--- Begin SOURCE EXCERPT ---

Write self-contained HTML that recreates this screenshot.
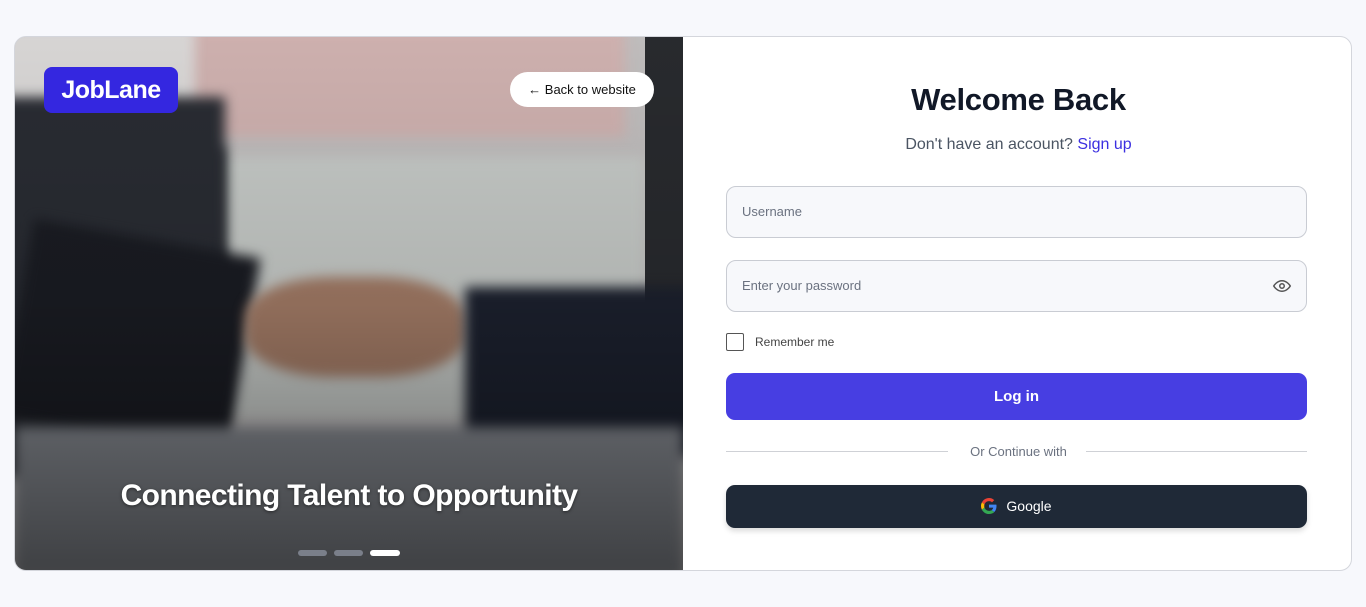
<!DOCTYPE html>
<html><head><meta charset="utf-8"><style>
*{box-sizing:border-box;margin:0;padding:0}
body{width:1366px;height:607px;background:#f7f8fc;font-family:"Liberation Sans",sans-serif;position:relative;overflow:hidden}
.card{position:absolute;left:14px;top:36px;width:1338px;height:535px;border:1px solid #d4d6dc;border-radius:12px;background:#fff;overflow:hidden}
.left{position:absolute;left:0;top:0;width:668px;height:535px;overflow:hidden;background:#b7b4b4}
.left div{position:absolute}
.blur{filter:blur(6px)}
.logo{position:absolute;left:29px;top:30px;width:134px;height:46px;background:#3427e0;border-radius:8px;color:#fff;font-weight:bold;font-size:25px;text-align:center;line-height:46px;letter-spacing:-.5px}
.back{position:absolute;left:495px;top:35px;width:144px;height:35px;background:#fff;border-radius:18px;font-size:13px;color:#111;text-align:center;line-height:35px}
.title{position:absolute;left:0;width:668px;top:442px;text-align:center;color:#fff;font-size:30px;font-weight:bold;letter-spacing:-.6px;text-shadow:0 1px 3px rgba(0,0,0,.5)}
.dot{position:absolute;top:513px;height:6px;border-radius:3px;background:#7a7f8a}
.right{position:absolute;left:669px;top:0;width:669px;height:535px}
.h{position:absolute;left:0;width:669px;top:45px;text-align:center;font-size:31px;font-weight:bold;color:#111827;letter-spacing:-.3px}
.sub{position:absolute;left:0;width:669px;top:99px;text-align:center;font-size:16px;color:#4b5563}
.sub span{color:#3b2fe0}
.inp{position:absolute;left:42px;width:581px;height:52px;border:1px solid #c9ccd3;border-radius:10px;background:#f7f8fb;font-size:13px;color:#6b7280;padding-left:15px;line-height:50px}
.cb{position:absolute;left:42px;top:296px;width:18px;height:18px;border:1.5px solid #555;border-radius:2px}
.rm{position:absolute;left:71px;top:298px;font-size:12px;color:#444}
.btn{position:absolute;left:42px;width:581px;border-radius:9px;color:#fff;text-align:center}
.line{position:absolute;top:414px;height:1px;background:#cfd1d6}
.or{position:absolute;left:0;width:669px;top:407px;text-align:center;font-size:13px;color:#6b7280}
</style></head><body>
<div class="card">
<div class="left">
 <div style="left:0;top:0;width:668px;height:535px;background:#c9c6c6"></div>
 <div class="blur" style="left:150px;top:-10px;width:460px;height:110px;background:#d8b9b7"></div>
 <div class="blur" style="left:200px;top:120px;width:430px;height:260px;background:#cfd3d0"></div>
 <div style="left:630px;top:0;width:40px;height:390px;background:#2a2c30"></div>
 <div class="blur" style="left:180px;top:110px;width:30px;height:260px;background:#3a3d42"></div>
 <div class="blur" style="left:-20px;top:-10px;width:200px;height:80px;background:#e2e0df"></div>
 <div class="blur" style="left:-20px;top:60px;width:230px;height:380px;background:#2b2e35"></div>
 <div class="blur" style="left:0;top:200px;width:230px;height:200px;background:#1b1d24;transform:rotate(10deg)"></div>
 <div class="blur" style="left:230px;top:240px;width:220px;height:100px;background:#a9806a;border-radius:40%"></div>
 <div class="blur" style="left:450px;top:250px;width:230px;height:170px;background:#1d2230"></div>
 <div class="blur" style="left:0;top:390px;width:668px;height:150px;background:#8b8f96"></div>
 <div style="left:0;top:0;width:668px;height:535px;background:linear-gradient(rgba(0,0,0,.05),rgba(0,0,0,.15) 50%,rgba(0,0,0,.55))"></div>
 <div class="logo">JobLane</div>
 <div class="back">← Back to website</div>
 <div class="title">Connecting Talent to Opportunity</div>
 <div class="dot" style="left:283px;width:29px"></div>
 <div class="dot" style="left:319px;width:29px"></div>
 <div class="dot" style="left:355px;width:30px;background:#fff"></div>
</div>
<div class="right">
 <div class="h">Welcome Back</div>
 <div class="sub">Don't have an account? <span>Sign up</span></div>
 <div class="inp" style="top:149px">Username</div>
 <div class="inp" style="top:223px">Enter your password
  <svg style="position:absolute;right:14px;top:16px" width="20" height="18" viewBox="0 0 24 24" fill="none" stroke="#555" stroke-width="2"><path d="M1 12s4-7 11-7 11 7 11 7-4 7-11 7S1 12 1 12z"/><circle cx="12" cy="12" r="3"/></svg></div>
 <div class="cb"></div><div class="rm">Remember me</div>
 <div class="btn" style="top:336px;height:47px;background:#473ee2;font-weight:bold;font-size:15px;line-height:47px">Log in</div>
 <div class="line" style="left:42px;width:222px"></div>
 <div class="line" style="left:402px;width:221px"></div>
 <div class="or">Or Continue with</div>
 <div class="btn" style="top:448px;height:43px;background:#1f2937;font-size:14px;line-height:43px;box-shadow:0 3px 6px rgba(0,0,0,.15)">
  <svg style="vertical-align:-3px;margin-right:9px" width="16" height="16" viewBox="0 0 48 48"><path fill="#EA4335" d="M24 9.5c3.5 0 6.6 1.2 9 3.5l6.7-6.7C35.6 2.4 30.2 0 24 0 14.6 0 6.6 5.4 2.7 13.2l7.8 6C12.4 13.7 17.7 9.5 24 9.5z"/><path fill="#4285F4" d="M46.5 24.5c0-1.6-.1-3.1-.4-4.5H24v9h12.7c-.6 3-2.2 5.5-4.7 7.200l7.6 5.9c4.4-4.1 6.9-10.1 6.9-17.6z"/><path fill="#FBBC05" d="M10.5 28.8c-.5-1.5-.8-3.1-.8-4.8s.3-3.3.8-4.8l-7.8-6C1 16.5 0 20.1 0 24s1 7.5 2.7 10.8l7.8-6z"/><path fill="#34A853" d="M24 48c6.5 0 11.9-2.1 15.6-5.8l-7.6-5.9c-2.1 1.4-4.8 2.3-8 2.3-6.300 0-11.6-4.2-13.5-9.9l-7.8 6C6.6 42.6 14.6 48 24 48z"/></svg>Google</div>
</div>
</div>
</body></html>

--- End SOURCE EXCERPT ---

__STATED PROBLEM__. Drop the images and repeat the data exactly.

__ANSWER FOR THIS EXERCISE__.
Write self-contained HTML that recreates this screenshot.
<!DOCTYPE html>
<html><head><meta charset="utf-8"><style>
*{box-sizing:border-box;margin:0;padding:0}
body{width:1366px;height:607px;background:#f7f8fc;font-family:"Liberation Sans",sans-serif;position:relative;overflow:hidden}
.card{position:absolute;left:14px;top:36px;width:1338px;height:535px;border:1px solid #d4d6dc;border-radius:12px;background:#fff;overflow:hidden}
.left{position:absolute;left:0;top:0;width:668px;height:535px;overflow:hidden;background:#b7b4b4}
.left div{position:absolute}
.blur{filter:blur(6px)}
.logo{position:absolute;left:29px;top:30px;width:134px;height:46px;background:#3427e0;border-radius:8px;color:#fff;font-weight:bold;font-size:25px;text-align:center;line-height:46px;letter-spacing:-.5px}
.back{position:absolute;left:495px;top:35px;width:144px;height:35px;background:#fff;border-radius:18px;font-size:13px;color:#111;text-align:center;line-height:35px}
.title{position:absolute;left:0;width:668px;top:442px;text-align:center;color:#fff;font-size:30px;font-weight:bold;letter-spacing:-.6px;text-shadow:0 1px 3px rgba(0,0,0,.5)}
.dot{position:absolute;top:513px;height:6px;border-radius:3px;background:#7a7f8a}
.right{position:absolute;left:669px;top:0;width:669px;height:535px}
.h{position:absolute;left:0;width:669px;top:45px;text-align:center;font-size:31px;font-weight:bold;color:#111827;letter-spacing:-.3px}
.sub{position:absolute;left:0;width:669px;top:99px;text-align:center;font-size:16px;color:#4b5563}
.sub span{color:#3b2fe0}
.inp{position:absolute;left:42px;width:581px;height:52px;border:1px solid #c9ccd3;border-radius:10px;background:#f7f8fb;font-size:13px;color:#6b7280;padding-left:15px;line-height:50px}
.cb{position:absolute;left:42px;top:296px;width:18px;height:18px;border:1.5px solid #555;border-radius:2px}
.rm{position:absolute;left:71px;top:298px;font-size:12px;color:#444}
.btn{position:absolute;left:42px;width:581px;border-radius:9px;color:#fff;text-align:center}
.line{position:absolute;top:414px;height:1px;background:#cfd1d6}
.or{position:absolute;left:0;width:669px;top:407px;text-align:center;font-size:13px;color:#6b7280}
</style></head><body>
<div class="card">
<div class="left">
 <div style="left:0;top:0;width:668px;height:535px;background:#c9c6c6"></div>
 <div class="blur" style="left:150px;top:-10px;width:460px;height:110px;background:#d8b9b7"></div>
 <div class="blur" style="left:200px;top:120px;width:430px;height:260px;background:#cfd3d0"></div>
 <div style="left:630px;top:0;width:40px;height:390px;background:#2a2c30"></div>
 <div class="blur" style="left:180px;top:110px;width:30px;height:260px;background:#3a3d42"></div>
 <div class="blur" style="left:-20px;top:-10px;width:200px;height:80px;background:#e2e0df"></div>
 <div class="blur" style="left:-20px;top:60px;width:230px;height:380px;background:#2b2e35"></div>
 <div class="blur" style="left:0;top:200px;width:230px;height:200px;background:#1b1d24;transform:rotate(10deg)"></div>
 <div class="blur" style="left:230px;top:240px;width:220px;height:100px;background:#a9806a;border-radius:40%"></div>
 <div class="blur" style="left:450px;top:250px;width:230px;height:170px;background:#1d2230"></div>
 <div class="blur" style="left:0;top:390px;width:668px;height:150px;background:#8b8f96"></div>
 <div style="left:0;top:0;width:668px;height:535px;background:linear-gradient(rgba(0,0,0,.05),rgba(0,0,0,.15) 50%,rgba(0,0,0,.55))"></div>
 <div class="logo">JobLane</div>
 <div class="back">← Back to website</div>
 <div class="title">Connecting Talent to Opportunity</div>
 <div class="dot" style="left:283px;width:29px"></div>
 <div class="dot" style="left:319px;width:29px"></div>
 <div class="dot" style="left:355px;width:30px;background:#fff"></div>
</div>
<div class="right">
 <div class="h">Welcome Back</div>
 <div class="sub">Don't have an account? <span>Sign up</span></div>
 <div class="inp" style="top:149px">Username</div>
 <div class="inp" style="top:223px">Enter your password
  <svg style="position:absolute;right:14px;top:16px" width="20" height="18" viewBox="0 0 24 24" fill="none" stroke="#555" stroke-width="2"><path d="M1 12s4-7 11-7 11 7 11 7-4 7-11 7S1 12 1 12z"/><circle cx="12" cy="12" r="3"/></svg></div>
 <div class="cb"></div><div class="rm">Remember me</div>
 <div class="btn" style="top:336px;height:47px;background:#473ee2;font-weight:bold;font-size:15px;line-height:47px">Log in</div>
 <div class="line" style="left:42px;width:222px"></div>
 <div class="line" style="left:402px;width:221px"></div>
 <div class="or">Or Continue with</div>
 <div class="btn" style="top:448px;height:43px;background:#1f2937;font-size:14px;line-height:43px;box-shadow:0 3px 6px rgba(0,0,0,.15)">
  <svg style="vertical-align:-3px;margin-right:9px" width="16" height="16" viewBox="0 0 48 48"><path fill="#EA4335" d="M24 9.5c3.5 0 6.6 1.2 9 3.5l6.7-6.7C35.6 2.4 30.2 0 24 0 14.6 0 6.6 5.4 2.7 13.2l7.8 6C12.4 13.7 17.7 9.5 24 9.5z"/><path fill="#4285F4" d="M46.5 24.5c0-1.6-.1-3.1-.4-4.5H24v9h12.7c-.6 3-2.2 5.5-4.7 7.200l7.6 5.9c4.4-4.1 6.9-10.1 6.9-17.6z"/><path fill="#FBBC05" d="M10.5 28.8c-.5-1.5-.8-3.1-.8-4.8s.3-3.3.8-4.8l-7.8-6C1 16.5 0 20.1 0 24s1 7.5 2.7 10.8l7.8-6z"/><path fill="#34A853" d="M24 48c6.5 0 11.9-2.1 15.6-5.8l-7.6-5.9c-2.1 1.4-4.8 2.3-8 2.3-6.300 0-11.6-4.2-13.5-9.9l-7.8 6C6.6 42.6 14.6 48 24 48z"/></svg>Google</div>
</div>
</div>
</body></html>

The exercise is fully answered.